What you really need is a compact instrument – ideally handheld – that is very easy to use and that provides clear, unambiguous go/no-go results. You’ll need an instrument that works ina live environment, so that you don’t need to take equipment out of service to carry out your surveys. You won’t, however, need sophisticated functionality – you can always bring in other equipment when you want to investigate potential problems more fully – but you will need versatility, so that you can deploy the widest possible range of PD detection techniques. A PD detector can offer the versatility you need by employing multiple sensors – both internal and external – so let’s take a look at some of the possibilities.
You will find an internal acoustic sensor – essentially a microphone that listens for the characteristic noise produced by partial discharges – is a good choice for PD testing on air-insulated MV switchgear and equipment that’s in direct line of sight. If you need more flexibility in where you can place the sensor, you can achieve this by using an external acoustic sensor that connects to the detector via a cable.
For fully enclosed switchgear, you’ll want a contact probe that is sensitive to vibrations produced by partial discharge, while for switchgear where the components are not visually accessible – mostly vacuum and GIS equipment – an internal TEV (transient earth voltage) sensor will pick up RF radiation from the PD via the switchgear’s metallic enclosure. An external TEV sensor performs a similar function but will also help you to localise the PD source.
If you have a PD detector that allows you to connect an HFCT (high-frequency current transformer) sensor, this will usefully extend its functionality to include simple on-line PD surveying of MV cables. Finally, a parabolic acoustic sensor will let you carry out outdoor surveys to detect, for example, corona and surface discharge in terminations, CTs, PTs and isolators.
Let’s remember now that if you’re going to be routinely carrying out quick pre-work safety surveys, your PD detector must be fast and easy to use, so what should you need to do to configure it appropriately for the type of sensor in use? The answer is nothing! The detector should automatically set itself up for the type of internal sensor you select, or for the type of external sensor you plug in. This not only saves you time and trouble, but also makes it near impossible for you to make mistakes that might produce misleading results.
And what about those results? You may have heard – or even know from your own experience – that PD results can sometimes require skill and experience to interpret. But you don’t need that level of detail for a safety survey. So how about an instrument that provides you with “traffic light” results? Green for all is OK, amber for caution – consider investigating further, and red for danger – further investigation definitely needed.
Of course, as you gain experience, you may well want to be able to alter the thresholds for amber and red indications to suit your own specific requirements, and you’ll almost definitely want a little more detail in the results so you can record and trend them. A phase-pattern PD display option will also be useful, as it provides a very useful way to distinguish between true partial discharge effects and random noise.

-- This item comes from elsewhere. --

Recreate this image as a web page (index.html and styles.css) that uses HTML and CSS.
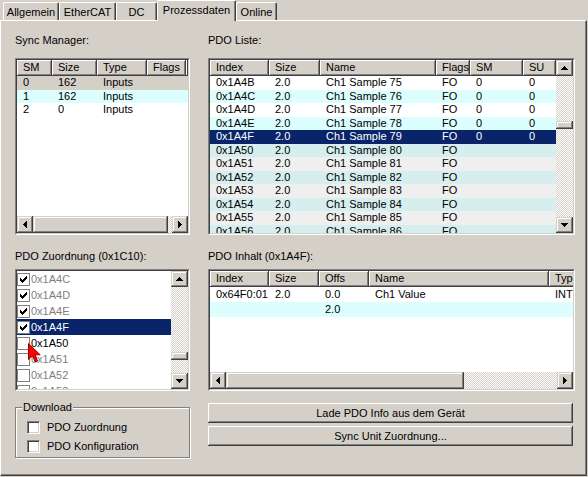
FILE: index.html
```html
<!DOCTYPE html>
<html lang="de">
<head>
<meta charset="utf-8">
<title>Prozessdaten</title>
<link rel="stylesheet" href="styles.css">
</head>
<body>
<div class="tabs">
  <div class="tab tab-allgemein">Allgemein</div>
  <div class="tab tab-ethercat">EtherCAT</div>
  <div class="tab tab-dc">DC</div>
  <div class="tab tab-proz active">Prozessdaten</div>
  <div class="tab tab-online">Online</div>
</div>
<div class="panel">
  <div class="col col-left">
    <div class="label">Sync Manager:</div>
    <div class="sunken box-top">
      <div class="in lv-h">
        <div class="lv lv-sm">
          <div class="hdr"><div>SM</div><div>Size</div><div>Type</div><div>Flags</div><div class="fill"></div></div>
          <div class="r gray"><span>0</span><span>162</span><span>Inputs</span><span></span></div>
          <div class="r cyan"><span>1</span><span>162</span><span>Inputs</span><span></span></div>
          <div class="r"><span>2</span><span>0</span><span>Inputs</span><span></span></div>
        </div>
        <div class="hbar">
          <div class="sbtn hb"><svg width="4" height="7" viewBox="0 0 4 7"><path d="M3 0h1v7H3V6H2V5H1V4H0V3h1V2h1V1h1z"/></svg></div>
          <div class="htrack"><div class="thumb thumb-sm"></div></div>
          <div class="sbtn hb"><svg width="4" height="7" viewBox="0 0 4 7"><path d="M0 0h1v1h1v1h1v1h1v1H3v1H2v1H1v1H0z"/></svg></div>
        </div>
      </div>
    </div>

    <div class="label label2">PDO Zuordnung (0x1C10):</div>
    <div class="sunken box-bottom">
      <div class="in lv-v">
        <div class="lb">
          <div class="item dim"><span class="cb"><svg width="7" height="7" viewBox="0 0 7 7"><path d="M6 0h1v3H6v1H5v1H4v1H3v1H2V6H1V5H0V2h1v1h1v1h1V3h1V2h1V1h1z"/></svg></span>0x1A4C</div>
          <div class="item dim"><span class="cb"><svg width="7" height="7" viewBox="0 0 7 7"><path d="M6 0h1v3H6v1H5v1H4v1H3v1H2V6H1V5H0V2h1v1h1v1h1V3h1V2h1V1h1z"/></svg></span>0x1A4D</div>
          <div class="item dim"><span class="cb"><svg width="7" height="7" viewBox="0 0 7 7"><path d="M6 0h1v3H6v1H5v1H4v1H3v1H2V6H1V5H0V2h1v1h1v1h1V3h1V2h1V1h1z"/></svg></span>0x1A4E</div>
          <div class="item sel"><span class="cb"><svg width="7" height="7" viewBox="0 0 7 7"><path d="M6 0h1v3H6v1H5v1H4v1H3v1H2V6H1V5H0V2h1v1h1v1h1V3h1V2h1V1h1z"/></svg></span>0x1A4F</div>
          <div class="item"><span class="cb"></span>0x1A50</div>
          <div class="item dim"><span class="cb"></span>0x1A51</div>
          <div class="item dim"><span class="cb"></span>0x1A52</div>
          <div class="item dim"><span class="cb"></span>0x1A53</div>
        </div>
        <div class="vbar">
          <div class="sbtn vb"><svg width="7" height="4" viewBox="0 0 7 4"><path d="M3 0h1v1h1v1h1v1h1v1H0V3h1V2h1V1h1z"/></svg></div>
          <div class="vtrack"><div class="thumb thumb-lb"></div></div>
          <div class="sbtn vb"><svg width="7" height="4" viewBox="0 0 7 4"><path d="M0 0h7v1H6v1H5v1H4v1H3V3H2V2H1V1H0z"/></svg></div>
        </div>
      </div>
    </div>

    <fieldset class="group">
      <legend>Download</legend>
      <div class="chk"><span class="cb3d"></span>PDO Zuordnung</div>
      <div class="chk"><span class="cb3d"></span>PDO Konfiguration</div>
    </fieldset>
  </div>

  <div class="col col-right">
    <div class="label">PDO Liste:</div>
    <div class="sunken box-top">
      <div class="in lv-v">
        <div class="lv lv-pdo">
          <div class="hdr"><div>Index</div><div>Size</div><div>Name</div><div>Flags</div><div>SM</div><div>SU</div></div>
          <div class="r"><span>0x1A4B</span><span>2.0</span><span>Ch1 Sample 75</span><span>FO</span><span>0</span><span>0</span></div>
          <div class="r cyan"><span>0x1A4C</span><span>2.0</span><span>Ch1 Sample 76</span><span>FO</span><span>0</span><span>0</span></div>
          <div class="r"><span>0x1A4D</span><span>2.0</span><span>Ch1 Sample 77</span><span>FO</span><span>0</span><span>0</span></div>
          <div class="r cyan"><span>0x1A4E</span><span>2.0</span><span>Ch1 Sample 78</span><span>FO</span><span>0</span><span>0</span></div>
          <div class="r sel"><span>0x1A4F</span><span>2.0</span><span>Ch1 Sample 79</span><span>FO</span><span>0</span><span>0</span></div>
          <div class="r dcyan"><span>0x1A50</span><span>2.0</span><span>Ch1 Sample 80</span><span>FO</span><span></span><span></span></div>
          <div class="r dgray"><span>0x1A51</span><span>2.0</span><span>Ch1 Sample 81</span><span>FO</span><span></span><span></span></div>
          <div class="r dcyan"><span>0x1A52</span><span>2.0</span><span>Ch1 Sample 82</span><span>FO</span><span></span><span></span></div>
          <div class="r dgray"><span>0x1A53</span><span>2.0</span><span>Ch1 Sample 83</span><span>FO</span><span></span><span></span></div>
          <div class="r dcyan"><span>0x1A54</span><span>2.0</span><span>Ch1 Sample 84</span><span>FO</span><span></span><span></span></div>
          <div class="r dgray"><span>0x1A55</span><span>2.0</span><span>Ch1 Sample 85</span><span>FO</span><span></span><span></span></div>
          <div class="r dcyan"><span>0x1A56</span><span>2.0</span><span>Ch1 Sample 86</span><span>FO</span><span></span><span></span></div>
        </div>
        <div class="vbar">
          <div class="sbtn vb"><svg width="7" height="4" viewBox="0 0 7 4"><path d="M3 0h1v1h1v1h1v1h1v1H0V3h1V2h1V1h1z"/></svg></div>
          <div class="vtrack"><div class="thumb thumb-pdo"></div></div>
          <div class="sbtn vb"><svg width="7" height="4" viewBox="0 0 7 4"><path d="M0 0h7v1H6v1H5v1H4v1H3V3H2V2H1V1H0z"/></svg></div>
        </div>
      </div>
    </div>

    <div class="label label2">PDO Inhalt (0x1A4F):</div>
    <div class="sunken box-bottom">
      <div class="in lv-h">
        <div class="lv lv-inh">
          <div class="hdr"><div>Index</div><div>Size</div><div>Offs</div><div>Name</div><div>Type</div></div>
          <div class="r"><span>0x64F0:01</span><span>2.0</span><span>0.0</span><span>Ch1 Value</span><span>INT</span></div>
          <div class="r cyan"><span></span><span></span><span>2.0</span><span></span><span></span></div>
        </div>
        <div class="hbar">
          <div class="sbtn hb"><svg width="4" height="7" viewBox="0 0 4 7"><path d="M3 0h1v7H3V6H2V5H1V4H0V3h1V2h1V1h1z"/></svg></div>
          <div class="htrack"><div class="thumb thumb-inh"></div></div>
          <div class="sbtn hb"><svg width="4" height="7" viewBox="0 0 4 7"><path d="M0 0h1v1h1v1h1v1h1v1H3v1H2v1H1v1H0z"/></svg></div>
        </div>
      </div>
    </div>

    <button class="btn btn-first" type="button">Lade PDO Info aus dem Gerät</button>
    <button class="btn" type="button">Sync Unit Zuordnung...</button>
  </div>

  <svg class="cursor" width="13" height="21" viewBox="0 0 13 21"><path d="M0.5 0.5V16.5L4.5 12.7L7.2 19L9.6 18L7 11.8H12.2Z" fill="#ff0000" stroke="#9a0000" stroke-width="1" stroke-linejoin="miter"/></svg>
</div>
</body>
</html>
```

FILE: styles.css
```css
* { box-sizing: border-box; }
html, body { margin: 0; padding: 0; }
body {
  width: 588px;
  height: 477px;
  overflow: hidden;
  background: #d4d0c8;
  color: #000;
  font-family: "Liberation Sans", Arial, sans-serif;
  font-size: 11px;
  line-height: 13px;
}

/* ---------- tabs ---------- */
.tabs {
  display: flex;
  align-items: flex-end;
  height: 20px;
  padding-left: 3px;
}
.tab {
  flex: none;
  height: 18px;
  padding-top: 3px;
  line-height: 13px;
  text-align: center;
  white-space: nowrap;
  border-top: 1px solid #fff;
  border-left: 1px solid #fff;
  border-right: 1px solid #404040;
  border-radius: 2px 2px 0 0;
  box-shadow: inset -1px 0 #808080;
}
.tab-allgemein { width: 56px; }
.tab-ethercat { width: 57px; }
.tab-dc { width: 41px; }
.tab-proz { width: 79px; }
.tab-online { width: 41px; }
.tab.active {
  height: 21px;
  margin-bottom: -1px;
  position: relative;
  z-index: 1;
  background: #d4d0c8;
  padding-top: 3px;
}

/* ---------- panel ---------- */
.panel {
  position: relative;
  width: 587px;
  height: 456px;
  border: 1px solid #fff;
  border-right-color: #404040;
  border-bottom-color: #404040;
  box-shadow: inset -1px -1px #808080;
  display: flex;
  gap: 18px;
  padding: 13px 0 0 14px;
}
.col { display: flex; flex-direction: column; flex: none; }
.col-left { width: 175px; }
.col-right { width: 367px; }

.label { height: 13px; line-height: 13px; white-space: nowrap; }
.label2 { margin-top: 15px; }

/* ---------- sunken boxes ---------- */
.sunken {
  border: 1px solid;
  border-color: #808080 #fff #fff #808080;
}
.sunken > .in {
  height: 100%;
  border: 1px solid;
  border-color: #404040 #d4d0c8 #d4d0c8 #404040;
  background: #fff;
  overflow: hidden;
  display: grid;
}
.box-top { height: 177px; margin-top: 11px; }
.box-bottom { height: 122px; margin-top: 6px; }
.lv-v { grid-template-columns: minmax(0, 1fr) 17px; }
.lv-h { grid-template-rows: minmax(0, 1fr) 17px; }

/* ---------- list views ---------- */
.lv { overflow: hidden; min-width: 0; min-height: 0; }
.hdr { display: flex; height: 16px; }
.hdr > div {
  flex: none;
  height: 16px;
  line-height: 15px;
  padding-left: 6px;
  white-space: nowrap;
  overflow: hidden;
  background: #d4d0c8;
  box-shadow: inset -1px -1px #404040, inset 1px 1px #fff, inset -2px -2px #808080;
}
.hdr > .fill { flex: 1; min-width: 0; padding: 0; }
.r { display: flex; height: 13.5px; line-height: 13.5px; white-space: nowrap; }
.r > span { flex: none; padding-left: 6px; overflow: hidden; }
.r.gray { background: #d4d0c8; }
.r.cyan { background: #dcfefe; }
.r.dcyan { background: #d6eeee; }
.r.dgray { background: #efefef; }
.r.sel { background: #0a246a; color: #fff; }

.lv-sm .hdr > div:nth-child(1), .lv-sm .r > span:nth-child(1) { width: 35px; }
.lv-sm .hdr > div:nth-child(2), .lv-sm .r > span:nth-child(2) { width: 45px; }
.lv-sm .hdr > div:nth-child(3), .lv-sm .r > span:nth-child(3) { width: 50px; }
.lv-sm .hdr > div:nth-child(4), .lv-sm .r > span:nth-child(4) { width: 39px; }

.lv-pdo .hdr > div:nth-child(1), .lv-pdo .r > span:nth-child(1) { width: 59px; }
.lv-pdo .hdr > div:nth-child(2), .lv-pdo .r > span:nth-child(2) { width: 51px; }
.lv-pdo .hdr > div:nth-child(3), .lv-pdo .r > span:nth-child(3) { width: 116px; }
.lv-pdo .hdr > div:nth-child(4), .lv-pdo .r > span:nth-child(4) { width: 34px; }
.lv-pdo .hdr > div:nth-child(5), .lv-pdo .r > span:nth-child(5) { width: 53px; }
.lv-pdo .hdr > div:nth-child(6), .lv-pdo .r > span:nth-child(6) { width: 33px; }

.lv-inh .hdr, .lv-inh .r { width: 420px; }
.lv-inh .r { height: 15px; line-height: 15px; }
.lv-inh .hdr > div:nth-child(1), .lv-inh .r > span:nth-child(1) { width: 59px; }
.lv-inh .hdr > div:nth-child(2), .lv-inh .r > span:nth-child(2) { width: 50px; }
.lv-inh .hdr > div:nth-child(3), .lv-inh .r > span:nth-child(3) { width: 50px; }
.lv-inh .hdr > div:nth-child(4), .lv-inh .r > span:nth-child(4) { width: 180px; }
.lv-inh .hdr > div:nth-child(5), .lv-inh .r > span:nth-child(5) { width: 60px; }

/* ---------- list box with checkboxes ---------- */
.lb { overflow: hidden; min-height: 0; }
.item {
  display: flex;
  align-items: center;
  height: 16px;
  line-height: 16px;
  white-space: nowrap;
}
.item .cb {
  flex: none;
  width: 13px;
  height: 13px;
  margin-right: 1px;
  border: 1px solid #808080;
  background: #fff;
  display: flex;
  align-items: center;
  justify-content: center;
}
.item.dim { color: #808080; }
.item.sel { background: #0a246a; color: #fff; }

/* ---------- scrollbars ---------- */
.vbar, .hbar { display: flex; background: #d4d0c8; }
.vbar { flex-direction: column; }
.sbtn {
  flex: none;
  display: flex;
  align-items: center;
  justify-content: center;
  background: #d4d0c8;
  box-shadow: inset -1px -1px #404040, inset 1px 1px #d4d0c8, inset -2px -2px #808080, inset 2px 2px #fff;
}
.sbtn svg { display: block; fill: #000; }
.vb { width: 17px; height: 16px; }
.hb { width: 16px; height: 17px; }
.vtrack, .htrack {
  flex: 1;
  display: flex;
  background-color: #fff;
  background-image: conic-gradient(#d4d0c8 25%, #fff 0 50%, #d4d0c8 0 75%, #fff 0);
  background-size: 2px 2px;
}
.vtrack { flex-direction: column; }
.thumb {
  flex: none;
  background: #d4d0c8;
  box-shadow: inset -1px -1px #404040, inset 1px 1px #d4d0c8, inset -2px -2px #808080, inset 2px 2px #fff;
}
.thumb-pdo { height: 8px; margin-top: 45px; }
.thumb-lb { height: 8px; margin-top: 65px; }
.thumb-sm { width: 135px; }
.thumb-inh { width: 238px; }

/* ---------- group box ---------- */
.group {
  margin: 10px 0 0;
  padding: 4px 0 1px 11px;
  border: 1px solid #808080;
  box-shadow: 1px 1px 0 #fff, inset 1px 1px 0 #fff;
  min-width: 0;
}
.group legend {
  margin-left: -5px;
  padding: 0 1px;
  line-height: 13px;
  background: #d4d0c8;
}
.chk {
  display: flex;
  align-items: center;
  height: 19px;
  white-space: nowrap;
}
.cb3d {
  flex: none;
  width: 13px;
  height: 13px;
  margin-right: 7px;
  background: #fff;
  border: 1px solid;
  border-color: #808080 #fff #fff #808080;
  box-shadow: inset 1px 1px #404040, inset -1px -1px #d4d0c8;
}

/* ---------- buttons ---------- */
.btn {
  display: block;
  width: 365px;
  height: 20px;
  margin: 3px 0 0;
  padding: 0;
  border: none;
  background: #d4d0c8;
  color: #000;
  font: inherit;
  line-height: 18px;
  text-align: center;
  box-shadow: inset -1px -1px #404040, inset 1px 1px #fff, inset -2px -2px #808080, inset 2px 2px #d4d0c8;
}
.btn-first { margin-top: 12px; }

/* ---------- mouse pointer over the list ---------- */
.cursor {
  position: absolute;
  left: 27px;
  top: 322px;
}
```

Hopefully by now you’re convinced of the benefits of routinely carrying out PD surveys on MV equipment, especially before you start work on or near it, and so you’ll be interested to know that a PD survey instrument that meets all of the requirements we’ve discussed has recently been introduced to the market. This is the new PD Scan from Megger.
In fact, this innovative device does rather more. It includes, for example, a camera that allows photographs to be easily attached to test reports, and which can also be used to read QR codes to identify equipment and documentation. It has a humidity and temperature sensor so that you can easily add these key parameters to your data, and there’s provision for you to download your results easily into a PC and quickly generate comprehensive reports.
For all of its versatility and functionality, this instrument is as simple to use as a smartphone. It has just three buttons, and a large colour touchscreen that is intuitive in use and shows only those options you need to deal with the current operation, rather than forcing you to plough through a rat’s nest of complicated menus.
Every one of us in the electrical sector is constantly aware of the need for safe working, which is why many safety precautions are “baked” into our routines: locking out circuits under test, for example, and grounding equipment that’s being worked on. Now the easy-to-use equipment discussed in this article provides us with the opportunity to adopt another safety routine: that of carrying out PD surveys before working on MV equipment. The process is fast, easy and non-disruptive; the results can save not just money, but lives.